I realised this week that my recent efforts to improve how Consfigurator makes the fork(2) system call have also created a way to install executables to remote systems which will execute arbitrary Common Lisp code. Distributing precompiled programs using free software implementations of the Common Lisp standard tends to be more of a hassle than with a lot of other high level programming languages. Executables will often be hundreds of megabytes in size even if your codebase is just a few megabytes, because the whole interactive Common Lisp environment gets bundled along with your program’s code. Commercial Common Lisp implementations manage to do better, as I understand it, by knowing how to shake out unused code paths. Consfigurator’s new mechanism uploads only changed source code, which might only be kilobytes in size, and updates the executable on the remote system. So it should be useful for deploying Common Lisp-powered web services, and the like.
Here’s how it works. When you use Consfigurator you define an ASDF system – analagous to a Python package or Perl distribution – called your “consfig”. This defines HOST objects to represent the machines that you’ll use Consfigurator to manage, and any custom properties, functions those properties call, etc.. An ASDF system can depend upon other systems; for example, every consfig depends upon Consfigurator itself. When you execute Consfigurator deployments, Consfigurator uploads the source code of any ASDF systems that have changed since you last deployed this host, starts up Lisp on the remote machine, and loads up all the systems. Now the remote Lisp image is in a similarly clean state to when you’ve just started up Lisp on your laptop and loaded up the libraries you’re going to use. Only then are the actual deployment instructions are sent on stdin.
What I’ve done this week is insert an extra step for the remote Lisp image in between loading up all the ASDF systems and reading the deployment from stdin: the image calls fork(2) and establishes a pipe to communicate with the child process. The child process can be sent Lisp forms to evaluate, but for each Lisp form it receives it will actually fork again, and have its child process evaluate the form. Thus, going into the deployment, the original remote Lisp image has the capability to have arbitrary Lisp forms evaluated in a context in which all that has happened is that a statically defined set of ASDF systems has been loaded – the child processes never see the full deployment instructions sent on stdin. Further, the child process responsible for actually evaluating the Lisp form received from the first process first forks off another child process and sets up its own control pipe, such that it too has the capacbility to have arbitrary Lisp forms evaluated in a cleanly loaded context, no matter what else it might put in its memory in the meantime. (Things are set up such that the child processes responsible for actually evaluating the Lisp forms never see the Lisp forms received for evaluation by other child processes, either.)
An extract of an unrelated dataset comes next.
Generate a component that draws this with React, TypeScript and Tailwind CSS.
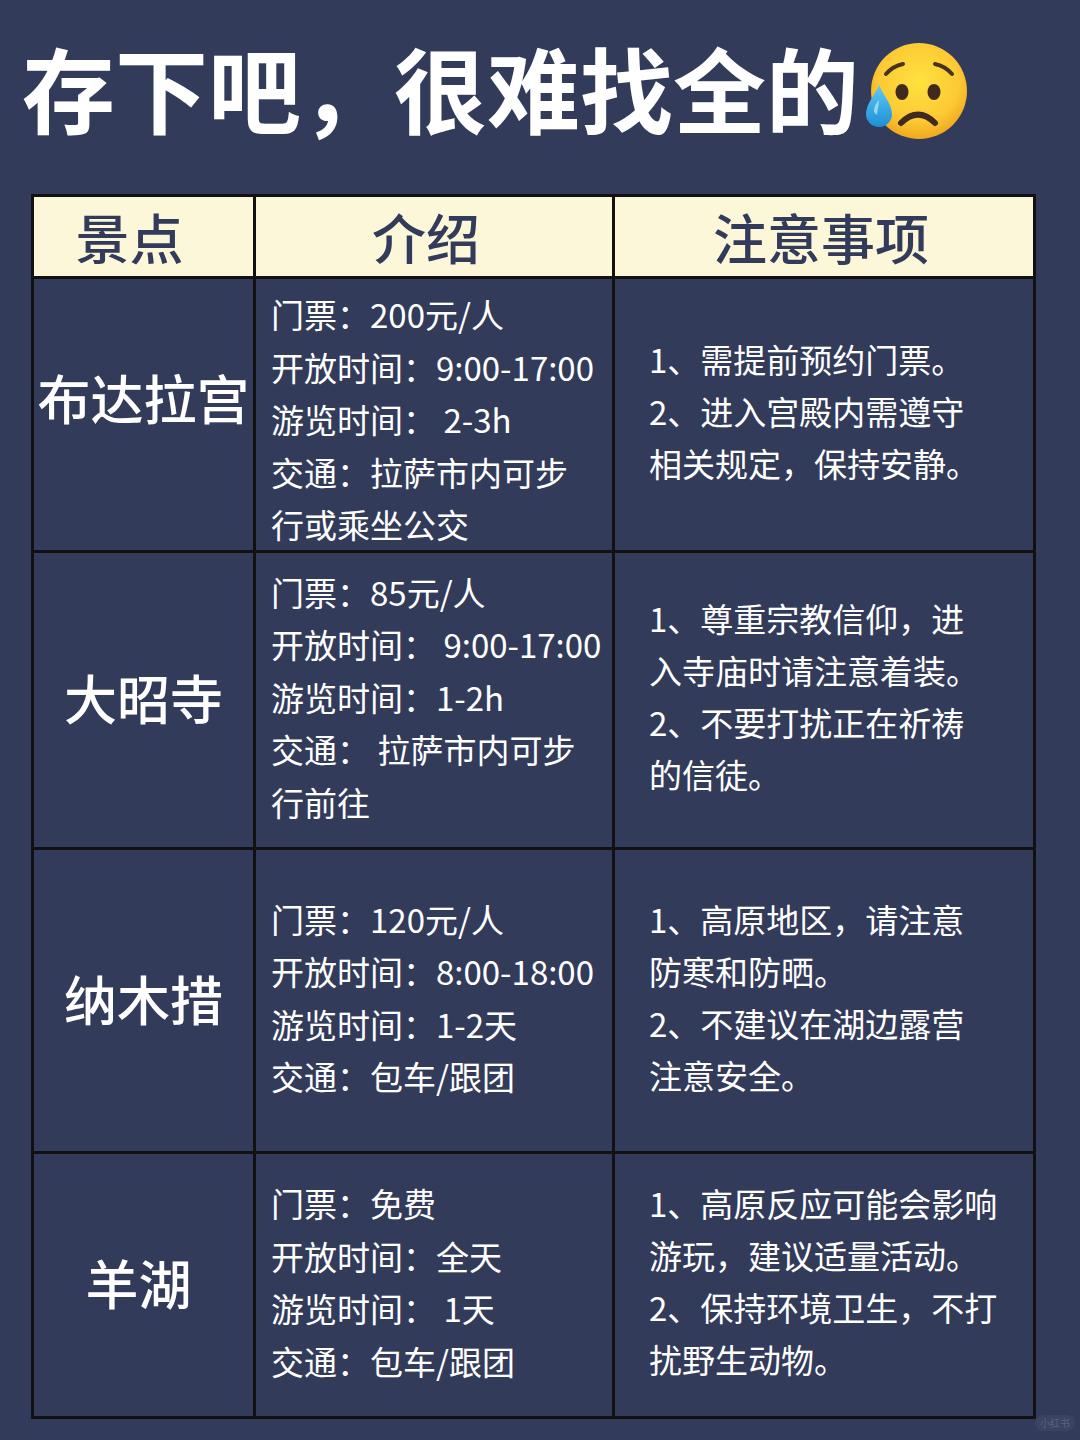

So suppose now we have an ASDF system :com.silentflame.cool-web-service
,
and there is a function (start-server PORT)
which we should call to start
listening for connections. Then we can make our consfig depend upon that ASDF
system, and do something like this:
CONSFIG> (deploy-these ((:ssh :user "root") :sbcl) server.example.org
;; Set up Apache to proxy requests to our service.
(apache:https-vhost ...)
;; Now apply a property to dump the image.
(image-dumped "/usr/local/bin/cool-web-service"
'(cool-web-service:start-server 1234)))
Consfigurator will: SSH to server.example.org; upload all the ASDF source for
your consfig and its dependencies; compile and load that code into a remote
SBCL process; call fork(2) and set up the control pipe; receive the
applications of APACHE:HTTPS-VHOST and IMAGE-DUMPED shown above from your
laptop, on stdin; apply the APACHE:HTTPS-VHOST property to ensure that Apache
is proxying connections to port 1234; send a request into the control pipe to
have the child process fork again and dump an executable which, when started,
will evaluate the form (cool-web-service:start-server 1234)
. And that
form will get evaluated in a pristine Lisp image, where the only meaningful
things that have happened is that some ASDF systems have been loaded and a
single fork(2) has taken place. You’d probably need to add some other
properties to add some mechanism for actually invoking
/usr/local/bin/cool-web-service
and restarting it when the executable is
updated.
(Background: The primary reason why Consfigurator’s remote Lisp images need to call fork(2) is that they need to do things like setuid from root to other accounts and enter chroots without getting stuck in those contexts. Previously we forked right before entering such contexts, but that meant that Consfigurator deployments could never be multithreaded, because it might later be necessary to fork, and you can’t usually do that once you’ve got more than one thread running. So now we fork before doing anything else, so that the parent can then go multithreaded if desired, but can still execute subdeployments in contexts like chroots by sending Lisp forms to evaluate in those contexts into the control pipe.)